In the shorts category, Michael Burke’s “Fishbelly White” won the grand jury award for narrative short, Charlie Call’s “Peep Show” won the short-subject audience award, while Jeff Taupier’s “Big Wheel” and Mitchell Rose’s “Elevator World” won special jury awards.
Haxan Films‘ Eduardo Sanchez, Daniel Myrick, Mike Monello, Gregg Hale, and Robin Cowie, the local filmmaking team behind Artisan‘s successful “Blair Witch Project,” was in the spotlight throughout the ten-day event. The festival scored a local coup securing the movie as its opening night feature — not a surprise since Haxan producer Mike Monello is a former Enzian marketing head. At the film’s midnight screening near the end of the fest, locals lined up early for the showing, a hint at what the movie would experience when it opened in limited release a few weeks later.
Attendance at the festival seemed solid, however doc entries were less trafficked. While screenings at the intimate Enzian theater were jammed for docs such as “Genghis” and the provocative “WADD: The Life and Times of John C. Holmes,” non-fiction screenings at the comparatively cavernous Colonial Promenade multiplex were often embarrassingly empty. The festival faces a challenge in luring attendees to lower profile mid-afternoon showings.
A key strength of the event is rooted in organizers’ decision to facilitate participation from festival filmmakers.

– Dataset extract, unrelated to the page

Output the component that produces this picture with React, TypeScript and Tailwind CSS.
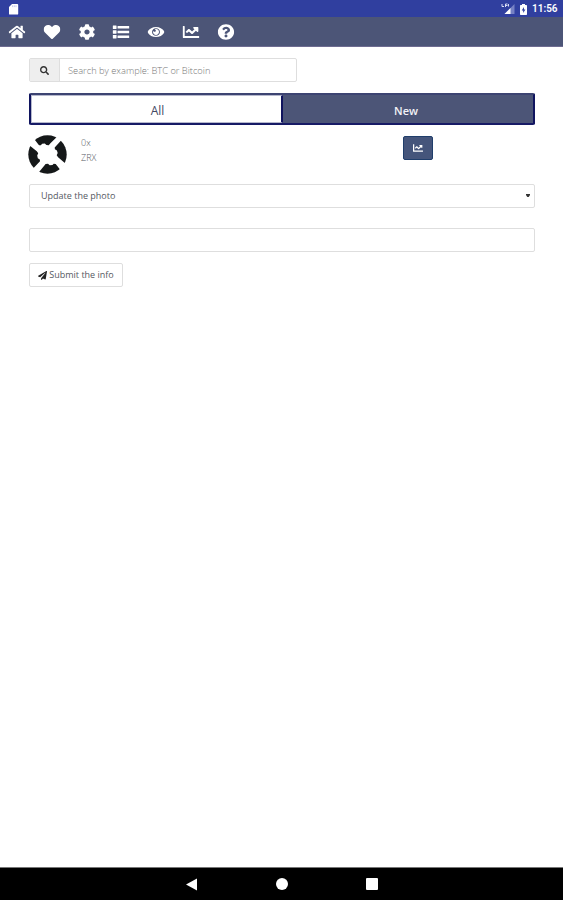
import {
  FaChartLine,
  FaCog,
  FaHeart,
  FaHome,
  FaPaperPlane,
  FaQuestionCircle,
  FaSearch,
} from "react-icons/fa";

function ListIcon({ className }: { className?: string }) {
  return (
    <svg className={className} viewBox="0 0 17 17" fill="currentColor">
      <rect x="0" y="1.7" width="4" height="3.6" rx=".4" />
      <rect x="0" y="6.7" width="4" height="3.6" rx=".4" />
      <rect x="0" y="11.7" width="4" height="3.6" rx=".4" />
      <rect x="5" y="2.1" width="12" height="2.8" rx=".4" />
      <rect x="5" y="7.1" width="12" height="2.8" rx=".4" />
      <rect x="5" y="12.1" width="12" height="2.8" rx=".4" />
    </svg>
  );
}

function EyeIcon({ className }: { className?: string }) {
  return (
    <svg className={className} viewBox="0 0 576 512" fill="currentColor">
      <path d="M569.354 231.631C512.969 135.949 407.81 72 288 72 168.14 72 63.004 135.994 6.646 231.631a47.999 47.999 0 0 0 0 48.739C63.031 376.051 168.19 440 288 440c119.86 0 224.996-63.994 281.354-159.631a47.997 47.997 0 0 0 0-48.738zM288 392c-75.162 0-136-60.827-136-136 0-75.162 60.826-136 136-136 75.162 0 136 60.826 136 136 0 75.162-60.826 136-136 136zm104-136c0 57.438-46.562 104-104 104s-104-46.562-104-104c0-17.708 4.431-34.379 12.236-48.973l-.001.032c0 23.651 19.173 42.823 42.824 42.823s42.824-19.173 42.824-42.823c0-23.651-19.173-42.824-42.824-42.824l-.032.001C253.621 156.431 270.292 152 288 152c57.438 0 104 46.562 104 104z" />
    </svg>
  );
}

const navItems = [
  { label: "Home", icon: FaHome },
  { label: "Favorites", icon: FaHeart },
  { label: "Settings", icon: FaCog },
  { label: "List", icon: ListIcon },
  { label: "Watch", icon: EyeIcon },
  { label: "Charts", icon: FaChartLine },
  { label: "Help", icon: FaQuestionCircle },
];

function StatusBar() {
  return (
    <div className="h-[17px] bg-[#303f9f] text-white flex items-center justify-between pl-[9px] pr-[5px]">
      <svg className="w-[10px] h-[11px] mt-px" viewBox="0 0 10 11" fill="currentColor">
        <path d="M3 0H8.3a.9.9 0 0 1 .9.9v8.8a.9.9 0 0 1-.9.9H.9a.9.9 0 0 1-.9-.9V3z" />
        <path d="M3.6 1.3v1.8M5.3 1.3v1.8M7 1.3v1.8" stroke="#aeb6e4" strokeWidth=".7" />
      </svg>
      <div className="flex items-center mt-px">
        <svg className="w-[14px] h-[12px] mr-[5px]" viewBox="0 0 14 12">
          <path d="M13.5 1v10H3.5z" fill="#7681c4" />
          <path d="M9.5 5v6h-6z" fill="#fff" />
          <path d="M1 1v2.5h2M4.5 4V1h2M4.5 2.5h2M7.5 1v2.5" stroke="#d8dcf4" fill="none" />
        </svg>
        <svg className="w-[7px] h-[11px] mr-[5px]" viewBox="0 0 7 11">
          <path d="M2 0h3v1h1.3q.7 0 .7.7v8.6q0 .7-.7.7H.7q-.7 0-.7-.7V1.7Q0 1 .7 1H2z" fill="#fff" />
          <path d="M4 3 1.7 6.5h1.5V9l2.2-3.5H4z" fill="#303f9f" />
        </svg>
        <span className="text-[10px] leading-none font-semibold w-[26px] whitespace-nowrap font-['Roboto',sans-serif]">
          11:56
        </span>
      </div>
    </div>
  );
}

function ZrxLogo() {
  return (
    <svg className="w-[39px] h-[39px] shrink-0" viewBox="0 0 39 39">
      <circle cx="19.5" cy="19.5" r="19.2" fill="#151819" />
      <path
        d="M2.6 6.5 5.8 3.6 11 10.2l1.8.1 1.4-1.5 2.6-.2 1.6 1.4 2.4.2 1.4-1.6L29.8 1 34 4.6 26.7 12.4l.2 1.8 2 1.2.8 2.6-1 2.2 1.4 2 7.3 6.3-5 6.5-4.7-6-2-.3-1.2 1.4-2.8.1-1.7-1.5-2.4.2-1.4 1.8L9.4 39 4.2 34.6 12 26.2l-.2-1.8-2-1.2-.6-2.7 1-2.2-1.4-2L1 10z"
        fill="#fff"
      />
    </svg>
  );
}

export default function App() {
  return (
    <div className="h-screen flex flex-col bg-white overflow-hidden text-[#55595f] font-['Open_Sans','Noto_Sans',sans-serif]">
      <StatusBar />
      <nav className="h-[30px] bg-[#4c5577] border-b border-[#6e6c91] text-white flex items-center pt-px pl-[7px] gap-[14.8px]">
        {navItems.map(({ label, icon: Icon }) => (
          <a key={label} aria-label={label} className="w-5 flex justify-center">
            <Icon className="size-4 scale-x-105" />
          </a>
        ))}
      </nav>

      <main className="flex-1 pl-[29px] pr-7 pt-[11px]">
        <div className="h-6 w-[268px] flex border border-[#dedede] rounded-xs">
          <span className="w-[30px] bg-[#eee] border-r border-[#dedede] flex items-center justify-center">
            <FaSearch className="size-[9px] text-[#333]" />
          </span>
          <input
            placeholder="Search by example: BTC or Bitcoin"
            className="flex-1 min-w-0 px-2 pt-px text-[9.3px] font-light placeholder:text-[#777] outline-none"
          />
        </div>

        <div className="mt-[11px] h-8 flex rounded-xs border-2 border-t-[#3d4472] border-x-[#10145f] border-b-[#171b66] bg-[#4c5577] text-[11px]">
          <button className="w-[252px] bg-white border border-[#b6b9cd] border-r-2 border-r-[#10145f] text-[#424862] text-xs pt-1 pl-0.5">
            All
          </button>
          <button className="flex-1 text-[#f3f3f8] font-semibold pt-1 pr-1">New</button>
        </div>

        <div className="mt-[10px] h-[39px] -ml-px flex">
          <ZrxLogo />
          <div className="ml-[14px] w-[322px] text-[9px] leading-[15px] font-light">
            <p>0x</p>
            <p>ZRX</p>
          </div>
          <button
            aria-label="Chart"
            className="mt-px w-[30px] h-6 rounded-xs bg-[#45557b] border border-[#203e6b] text-white flex items-center justify-center"
          >
            <FaChartLine className="size-[10px]" />
          </button>
        </div>

        <button className="mt-[10px] h-6 w-full flex items-center justify-between border border-[#dedede] rounded-xs pl-[11px] pr-1 text-[9px]">
          <span>Update the photo</span>
          <svg className="w-1 h-[3px] mb-px" viewBox="0 0 4 3">
            <path d="M0 0h4v1L2.7 3H1.3L0 1z" fill="#333" />
          </svg>
        </button>
        <input className="block mt-5 h-6 w-full border border-[#dedede] rounded-xs outline-none" />
        <button className="mt-[11px] h-6 w-[94px] border border-[#dedede] rounded-xs flex items-center justify-center gap-0.5 text-[9px] whitespace-nowrap">
          <FaPaperPlane className="size-[9px] text-[#222]" />
          Submit the info
        </button>
      </main>

      <footer className="h-[33px] bg-black border-t border-[#777] flex items-center justify-center gap-[78px]">
        <svg className="w-3 h-[13px]" viewBox="0 0 12 13">
          <path d="M11 .5v12L0 6.5z" fill="#fff" />
        </svg>
        <span className="size-3 rounded-full bg-white" />
        <span className="size-3 rounded-[1px] bg-white" />
      </footer>
    </div>
  );
}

Once in town, the makers are given numerous opportunities to meet each other and enjoy the local atmosphere; spontaneous trips to local amusement parks, from Universal and Disney to Gator Land, provide valuable chances to mingle. Official parties, hotel happy hours, and annual gatherings at the Tiedtke’s lakeside home remain other highlights.
Due to a rigorous schedule as part of my doc jury duties, I am unable to offer specifics on the festival’s 1999 panel discussions. The event included the now-commonplace festival presentation on digital filmmaking by Next Wave Films, as well as the Festival’s traditional Saturday afternoon roundtable with attending filmmakers. Other seminars included a discussion with animator Bill Plympton and a chat with the Haxan Film crew.
On hand again in ’99 was festival regular Seymour Cassel. The actor attended screenings and mixed with attendees during his trip, while also participating in the closing night tribute to actress Gena Rowlands. Also on hand to receive festival kudos were actors Christopher Walken, Paul Winfield, and Illeana Douglas — the latter of whom carted a small dog to festival events including the closing sit-down dinner and awards ceremony. As Douglas stood on-stage accepting her honorary award, her male companion held the dog up above head level so that the pooch could catch a glimpse of its owner’s accomplishment.
As the festival came to a close, and with a few hours to kill before the final ceremony, jurors were invited by Festival sponsor Universal Studios to visit their newly christened “Islands of Adventure” theme park. October (now USA) Films‘ Susan Glatzer and Fox Lorber (now WinStar‘s) Julie Goldman and I raced through the park for a brief afternoon escape. While I was the only one willing to ride a roller coaster, the group spent most of our time exploring (Dr.) Suess Landing. Following nearly a week of rigorous jury duty, it was a necessary escape and a chance to experience the “other” Orlando.